For all those people that helped me over the years, financially and with moral support, I can never thank you enough.  Without you I would have bloody starved before any poacher got me.
We tried.

Thursday, October 6, 2016

Lion – Photos

Lion – Photos

Canned hunting is a fast-growing business in South Africa, where thousands of lions are being bred on farms to be shot by wealthy foreign trophy-hunters.
To add insult to injury it would seem that they are now to be bred, killed, chopped up and sold as Muti.















You can read my Short Story about an Ozzie and a Lion here

Short Story – An Ozzie and the Lion

Short Story – An Ozzie and the Lion

7
“On one occasion we had a single client, he was a game ranger from the Outback in Australia, and I was looking forward to meeting the man. Jaco and I picked him up early in the morning, it was his first trip into Africa and like most tourist he wanted to see a lion. On the way to the park we talked about kangaroos and Ducked-billed Platypus; we could talk Africa in the Park.
We got to the gate at first light and as soon as the gate was open we drove to the spots we were most likely to find lion. Jaco had been doing tours exclusively to the Pilanesberg National Park for many years and he knew that park the way most men know their own backyard. Jaco was speeding, in the mornings looking for lion he was quite manic, we came around a corner and almost drove over the biggest male lion in the Park.
Once Jaco had backed up a bit the lion just stood in the middle of the road looking at us. The sun was just coming up, the lighting superb, and the lion then walked past us. Usually they ignore a vehicle completely but this chap looked directly in the window as he passed. I live here; I have seen plenty lion, but my heart jumped when he looked at me, almost eye-ball to eye-ball. He passed the vehicle and disappeared into thick bush.
I looked back at the Aussie; the tears were streaming down his face.”
From The Chronicles of the Mexican Horse Thief V

Short Stories by Wayne Bisset, the Mexican Horse Thief

Short Story – Helicopter Drills

Short Story – Helicopter Drills

Short Stories by Wayne Bisset, the Mexican Horse Thief
“Today, beyond a shadow of a doubt, this woman proved, to me at least, who she really is. At about 3:30pm I was walking back to my Hut after spending from 6am in the bush. An un-marked, or very badly marked helicopter appears, flying low over the bush, it starts circling the property. Man, it was so low I could have hit it with a handgun, if I had one.
I immediately sms Lize, my so-called PA, I have very little airtime. I ask her to paste this information on the Save Our Rhino page. I know that will get a lot of attention and very quickly. It will also alert any Rhino owners in the Waterberg as I know it will jump in seconds to all the other pages. Without a weapon this is the best plan I can think of in such a hurry. Surely the cavalry will come? I race back on foot, un-armed to where I know my Rhino are, a few kilometers away. I have no plan, I will have to see what is what when I get there. I am cursing and imagining all sorts of horrid things. What the hell am I to do if they fire at me from the chopper? What happens if they have armed, with AKs, guys on the ground. I run anyhow. I am in the bush where the Rhino were last seen when I get an sms from Lize. The chopper is an unannounced drill organized by Selomie. Oh, Fuck it! I am too angry to explain it in mere words, the anger and hatred roll over me. Even writing this now the anger is back and intense. The anger then was fuelled by delayed reaction of fear, fear of losing the Rhino, fear of getting wounded badly or killed myself…. Fear and anger, not a happy combination. I sit panting on a rock, I send an sms to Lize stating how STUPID this was.

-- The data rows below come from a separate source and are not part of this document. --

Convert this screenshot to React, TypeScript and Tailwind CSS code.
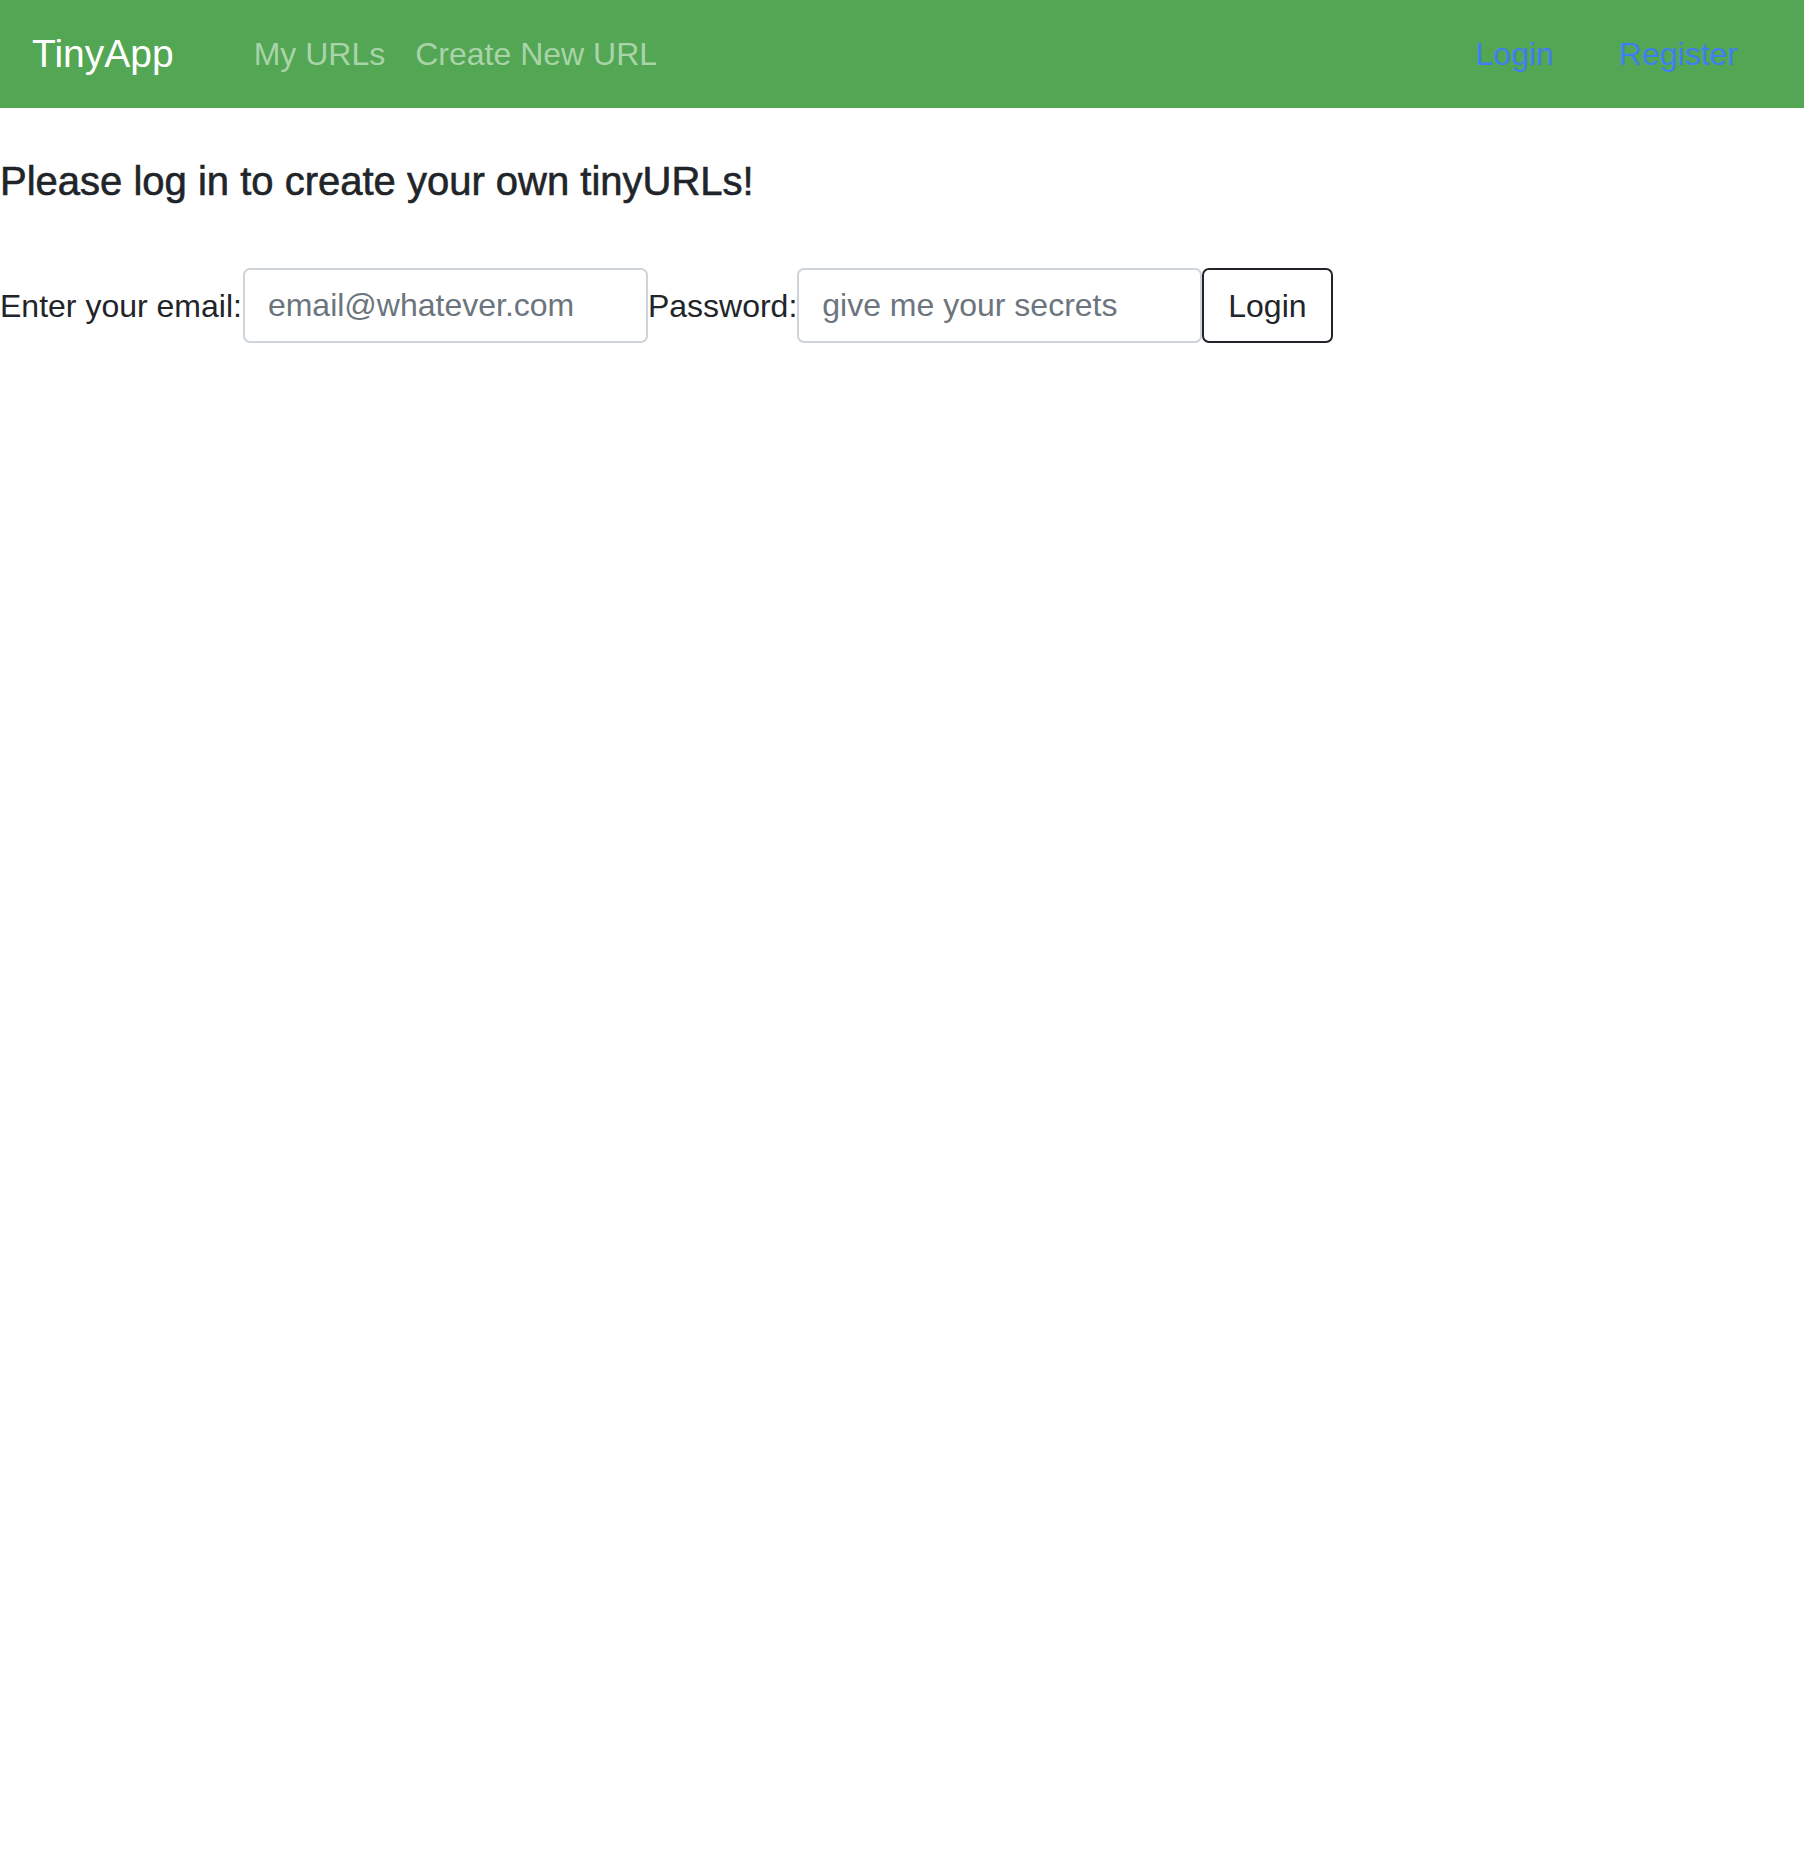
export default function App() {
  return (
    <div className="min-h-screen bg-white text-[#212529] font-['Liberation_Sans',Arial,sans-serif]">
      <nav className="h-[108px] bg-[#53a653] flex items-center">
        <a className="ml-[32px] text-[39px] leading-[48px] text-white">TinyApp</a>
        <div className="ml-[80px] flex gap-[30px] text-[32px] leading-[48px] text-[#a9d3a8]">
          <a>My URLs</a>
          <a>Create New URL</a>
        </div>
        <div className="ml-auto mr-[66px] flex gap-[65px] text-[32px] leading-[48px] text-[#3e7ff0]">
          <a>Login</a>
          <a>Register</a>
        </div>
      </nav>

      <h3 className="mt-[49px] text-[40px] leading-[48px] font-normal [-webkit-text-stroke:0.6px_#212529]">
        Please log in to create your own tinyURLs!
      </h3>

      <form className="mt-[63px] flex items-center text-[32px] leading-[48px]">
        <label className="mr-px">Enter your email:</label>
        <input
          type="email"
          placeholder="email@whatever.com"
          className="w-[405px] h-[75px] px-[23px] border-2 border-[#ced4da] rounded-[7px] text-[32px] placeholder:text-[#6c757d] outline-none"
        />
        <label>Password:</label>
        <input
          type="password"
          placeholder="give me your secrets"
          className="w-[405px] h-[75px] px-[23px] border-2 border-[#ced4da] rounded-[7px] text-[32px] placeholder:text-[#6c757d] outline-none"
        />
        <button
          type="button"
          className="h-[75px] px-[24px] border-2 border-[#212529] rounded-[7px] text-[32px] text-[#212529] bg-white"
        >
          Login
        </button>
      </form>
    </div>
  );
}
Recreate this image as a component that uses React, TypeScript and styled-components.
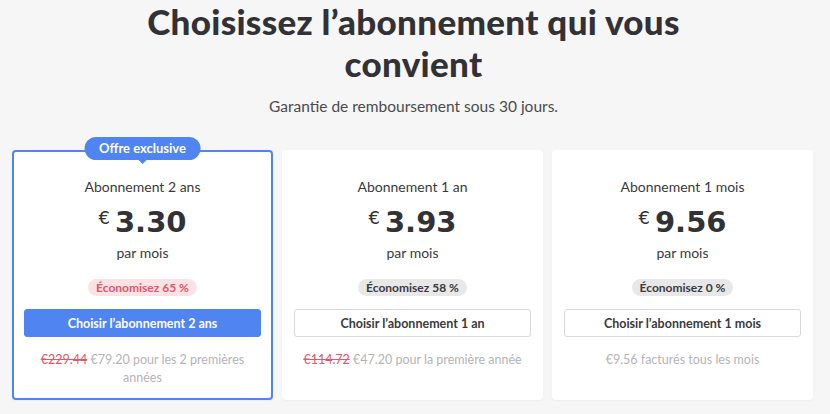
import React from "react";
import styled, { createGlobalStyle } from "styled-components";

const Global = createGlobalStyle`
  html, body { margin: 0; padding: 0; background: #f6f6f6; }
  body { font-family: Lato, "Open Sans", sans-serif; -webkit-font-smoothing: antialiased; }
  * { box-sizing: border-box; }
`;

const Page = styled.div`
  width: 830px;
  height: 414px;
  overflow: hidden;
  background: #f6f6f6;
  padding: 0 15px 0 12px;
  display: flex;
  flex-direction: column;
  align-items: center;
`;

const Title = styled.h1`
  margin: 0;
  max-width: 600px;
  font-size: 35px;
  line-height: 42px;
  font-weight: 900;
  color: #323236;
  text-align: center;
  letter-spacing: 0.3px;
`;

const Subtitle = styled.p`
  margin: 12px 0 0;
  font-size: 15.5px;
  line-height: 20px;
  color: #4a4a4e;
  text-align: center;
`;

const Grid = styled.div`
  margin-top: 34px;
  display: grid;
  grid-template-columns: repeat(3, 261px);
  gap: 9px;
  width: 100%;
`;

const Card = styled.div<{ $featured?: boolean }>`
  position: relative;
  height: 250px;
  background: #ffffff;
  border-radius: 4px;
  border: 2px solid ${(p) => (p.$featured ? "#4f84f1" : "transparent")};
  box-shadow: 0 1px 2px rgba(0, 0, 0, 0.04);
  padding: 25px 10px 10px;
  display: flex;
  flex-direction: column;
  align-items: center;
  color: #3a3a3e;
`;

const Badge = styled.div`
  position: absolute;
  top: -15px;
  left: 50%;
  transform: translateX(-50%);
  background: #4f84f1;
  color: #fff;
  font-size: 13px;
  font-weight: 700;
  line-height: 23px;
  height: 23px;
  padding: 0 15px;
  border-radius: 12px;
  white-space: nowrap;
  &::after {
    content: "";
    position: absolute;
    left: 50%;
    bottom: -4px;
    transform: translateX(-50%);
    border-left: 4px solid transparent;
    border-right: 4px solid transparent;
    border-top: 4px solid #4f84f1;
  }
`;

const PlanName = styled.div`
  font-size: 14px;
  line-height: 20px;
  color: #3a3a3e;
`;

const Price = styled.div`
  margin-top: 10px;
  height: 35px;
  display: flex;
  align-items: flex-start;
  color: #323236;
`;

const Currency = styled.span`
  font-family: "DejaVu Sans", sans-serif;
  font-size: 18px;
  line-height: 18px;
  margin-top: 2px;
  margin-right: 5px;
`;

const Amount = styled.span`
  font-family: "DejaVu Sans", sans-serif;
  font-size: 29px;
  line-height: 30px;
  font-weight: 700;
`;

const PerMonth = styled.div`
  margin-top: 1px;
  font-size: 14px;
  line-height: 20px;
  color: #3a3a3e;
`;

const Save = styled.div<{ $red?: boolean }>`
  margin-top: 16px;
  height: 17px;
  line-height: 17px;
  padding: 0 8px;
  border-radius: 9px;
  font-size: 12px;
  font-weight: 700;
  background: ${(p) => (p.$red ? "#fbe2e4" : "#e8e8e9")};
  color: ${(p) => (p.$red ? "#e0566a" : "#3a3a3e")};
`;

const Button = styled.button<{ $primary?: boolean }>`
  margin-top: 13px;
  width: 237px;
  height: 28px;
  border-radius: 3px;
  font-family: inherit;
  font-size: 12.5px;
  font-weight: 700;
  cursor: pointer;
  border: 1px solid ${(p) => (p.$primary ? "#4f84f1" : "#d9d9db")};
  background: ${(p) => (p.$primary ? "#4f84f1" : "#ffffff")};
  color: ${(p) => (p.$primary ? "#ffffff" : "#3a3a3e")};
`;

const Note = styled.div`
  margin-top: 14px;
  font-size: 12.5px;
  line-height: 18px;
  color: #b4b4b8;
  text-align: center;
  max-width: 220px;
`;

const Old = styled.s`
  color: #e0566a;
`;

type Plan = {
  name: string;
  amount: string;
  save: string;
  button: string;
  old?: string;
  note: string;
  featured?: boolean;
};

const plans: Plan[] = [
  {
    name: "Abonnement 2 ans",
    amount: "3.30",
    save: "Économisez 65 %",
    button: "Choisir l’abonnement 2 ans",
    old: "€229.44",
    note: "€79.20 pour les 2 premières années",
    featured: true,
  },
  {
    name: "Abonnement 1 an",
    amount: "3.93",
    save: "Économisez 58 %",
    button: "Choisir l’abonnement 1 an",
    old: "€114.72",
    note: "€47.20 pour la première année",
  },
  {
    name: "Abonnement 1 mois",
    amount: "9.56",
    save: "Économisez 0 %",
    button: "Choisir l’abonnement 1 mois",
    note: "€9.56 facturés tous les mois",
  },
];

export default function App() {
  return (
    <>
      <Global />
      <Page>
        <Title>Choisissez l’abonnement qui vous convient</Title>
        <Subtitle>Garantie de remboursement sous 30 jours.</Subtitle>
        <Grid>
          {plans.map((p) => (
            <Card key={p.name} $featured={p.featured}>
              {p.featured && <Badge>Offre exclusive</Badge>}
              <PlanName>{p.name}</PlanName>
              <Price>
                <Currency>€</Currency>
                <Amount>{p.amount}</Amount>
              </Price>
              <PerMonth>par mois</PerMonth>
              <Save $red={p.featured}>{p.save}</Save>
              <Button $primary={p.featured}>{p.button}</Button>
              <Note>
                {p.old && <Old>{p.old}</Old>}
                {p.old ? " " : ""}
                {p.note}
              </Note>
            </Card>
          ))}
        </Grid>
      </Page>
    </>
  );
}
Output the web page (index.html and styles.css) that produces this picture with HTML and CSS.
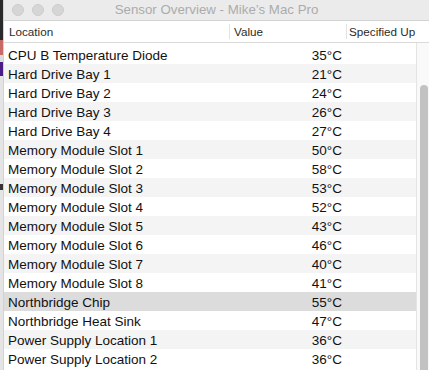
FILE: index.html
```html
<!DOCTYPE html>
<html>
<head>
<meta charset="utf-8">
<link rel="stylesheet" href="styles.css">
</head>
<body>
<div class="screen">
  <div class="desk">
    <div class="seg seg-dark"></div>
    <div class="seg seg-red"></div>
    <div class="seg seg-gap"></div>
    <div class="seg seg-purple"></div>
    <div class="seg seg-light"></div>
    <div class="seg seg-dot"></div>
    <div class="seg seg-rest"></div>
  </div>
  <div class="window">
    <div class="titlebar">
      <div class="lights"><span class="light"></span><span class="light"></span><span class="light"></span></div>
      <div class="title">Sensor Overview - Mike’s Mac Pro</div>
      <div></div>
    </div>
    <div class="thead">
      <div class="th th-loc">Location</div>
      <div class="th th-val">Value</div>
      <div class="th th-spec">Specified Up</div>
      <div class="th th-fill"></div>
    </div>
    <div class="body">
      <div class="rows">
        <div class="row"><span class="loc">CPU B Temperature Diode</span><span class="val">35°C</span><span></span></div>
        <div class="row"><span class="loc">Hard Drive Bay 1</span><span class="val">21°C</span><span></span></div>
        <div class="row"><span class="loc">Hard Drive Bay 2</span><span class="val">24°C</span><span></span></div>
        <div class="row"><span class="loc">Hard Drive Bay 3</span><span class="val">26°C</span><span></span></div>
        <div class="row"><span class="loc">Hard Drive Bay 4</span><span class="val">27°C</span><span></span></div>
        <div class="row"><span class="loc">Memory Module Slot 1</span><span class="val">50°C</span><span></span></div>
        <div class="row"><span class="loc">Memory Module Slot 2</span><span class="val">58°C</span><span></span></div>
        <div class="row"><span class="loc">Memory Module Slot 3</span><span class="val">53°C</span><span></span></div>
        <div class="row"><span class="loc">Memory Module Slot 4</span><span class="val">52°C</span><span></span></div>
        <div class="row"><span class="loc">Memory Module Slot 5</span><span class="val">43°C</span><span></span></div>
        <div class="row"><span class="loc">Memory Module Slot 6</span><span class="val">46°C</span><span></span></div>
        <div class="row"><span class="loc">Memory Module Slot 7</span><span class="val">40°C</span><span></span></div>
        <div class="row"><span class="loc">Memory Module Slot 8</span><span class="val">41°C</span><span></span></div>
        <div class="row selected"><span class="loc">Northbridge Chip</span><span class="val">55°C</span><span></span></div>
        <div class="row"><span class="loc">Northbridge Heat Sink</span><span class="val">47°C</span><span></span></div>
        <div class="row"><span class="loc">Power Supply Location 1</span><span class="val">36°C</span><span></span></div>
        <div class="row"><span class="loc">Power Supply Location 2</span><span class="val">36°C</span><span></span></div>
      </div>
      <div class="scrollbar"><div class="thumb"></div></div>
    </div>
  </div>
</div>
</body>
</html>
```

FILE: styles.css
```css
html, body {
  margin: 0;
  padding: 0;
  width: 429px;
  height: 370px;
  overflow: hidden;
  background: #e6e6e6;
}
.screen {
  display: flex;
  width: 429px;
  height: 370px;
  overflow: hidden;
  font-family: "Liberation Sans", Arial, sans-serif;
}
.desk {
  width: 3px;
  flex: none;
  display: flex;
  flex-direction: column;
}
.seg { width: 3px; flex: none; }
.seg-dark { height: 40px; background: #2a2a2a; }
.seg-red { height: 15px; background: #c86a66; }
.seg-gap { height: 7px; background: #dcdcdc; }
.seg-purple { height: 14px; background: #4a1c86; }
.seg-light { height: 108px; background: #e4e4e4; }
.seg-dot { height: 6px; background: #333; }
.seg-rest { flex: 1; background: #e4e4e4; }

.window {
  flex: 1;
  display: flex;
  flex-direction: column;
  border-left: 1px solid #d2d2d2;
  background: #fff;
  min-width: 0;
}
.titlebar {
  height: 20px;
  flex: none;
  background: #ebebeb;
  border-bottom: 1px solid #d4d4d4;
  display: grid;
  grid-template-columns: 1fr auto 1fr;
  align-items: center;
}
.lights {
  display: flex;
  gap: 8px;
  padding-left: 8px;
  padding-bottom: 1px;
}
.light {
  width: 12px;
  height: 12px;
  box-sizing: border-box;
  border-radius: 50%;
  background: #d6d6d6;
  border: 1px solid #cdcdcd;
}
.title {
  font-size: 13.3px;
  color: #ababab;
  white-space: nowrap;
  padding-bottom: 1px;
}
.thead {
  height: 21px;
  flex: none;
  display: grid;
  grid-template-columns: 225px 117px 70px 1fr;
  border-bottom: 1px solid #dadada;
  background: #fff;
  align-items: center;
}
.th {
  font-size: 11.7px;
  color: #2b2b2b;
  height: 15px;
  line-height: 15px;
  white-space: nowrap;
  overflow: hidden;
}
.th-loc { padding-left: 5px; }
.th-val, .th-spec { border-left: 1px solid #e2e2e2; padding-left: 4px; }
.th-spec { padding-left: 2px; }
.body {
  flex: 1;
  display: flex;
  min-height: 0;
  padding-top: 2px;
}
.rows {
  width: 412px;
  flex: none;
  display: flex;
  flex-direction: column;
}
.row {
  height: 19px;
  box-sizing: border-box;
  padding-top: 3px;
  flex: none;
  display: grid;
  grid-template-columns: 225px 117px 70px;
  align-items: center;
  font-size: 13.5px;
  line-height: 16px;
  color: #111;
  white-space: nowrap;
}
.row:nth-child(even) { background: #f4f4f5; }
.row.selected { background: #dcdcdc; }
.loc { padding-left: 4px; }
.val { text-align: right; padding-right: 4px; }
.scrollbar {
  flex: 1;
  margin-top: -2px;
  background: #f9f9f9;
  border-left: 1px solid #e4e4e4;
  padding: 42px 1px 0 3px;
}
.thumb {
  height: 300px;
  width: 8px;
  background: #c2c2c2;
  border-radius: 4px 4px 0 0;
}
```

Lize sms’s me back, she obviously told Salomie about my last sms, that Selomie has posted on facebook that the first helicopter drill were successfully done in the Waterberg with the comment, “Wayne thinks this is silly.” Silly, silly!? It goes way beyond silly, it is bloody criminal. I wonder how many other people nearly had a heart attack over this showboating. One does not do bloody drills in an operational area, full stop. I then calm down and start thinking. Who owns that helicopter? One night after quite a few whisky’s Neil mentioned that Selomie is so good she even got Groenewalt to let them use his helicopter in the “Phila” film. Is this true? Was this Groenewalt machine again?  All sorts of things are going on in my mind. I swop a few more sms’s with Lize, but as Selomie will be her boss soon and she will be stuck here on the farm she has to remain loyal to Selomie, I understand this. I have walked back to my Hut, I need coffee, the white Landcruiser comes barreling down the road.
Selomie jumps out the cab, she is furious. She directs a tirade at me. How dare I put up a post on facebook, SHE will be the one that posts anything. How dare I post anything about Palala? I get even quieter when I am this angry and tell her very softly that I put a post about the Waterberg area, not Palala. She yells that I should have called her, SHE has the radios and the guns. I think, “I know that, don’t rub it in.” She then goes off how SHE knows all the people in the Waterberg, the APU’s, the police, she is even on first name basis with the head of anti-poaching in the Hawks. I tell her I also know people, hence the warning on facebook. This just makes her more angry. She yells at me asking why I did not call her, so I explain since I really do not like the way she speaks to me I try talk to her as little as possible. That did not go down well either. She goes on how everyone else in the area called her and how many missed calls she received, I am the only one that did not re-act she states. I point out that this is incorrect; I am the only one that did not re-act the way SHE would have liked me to.”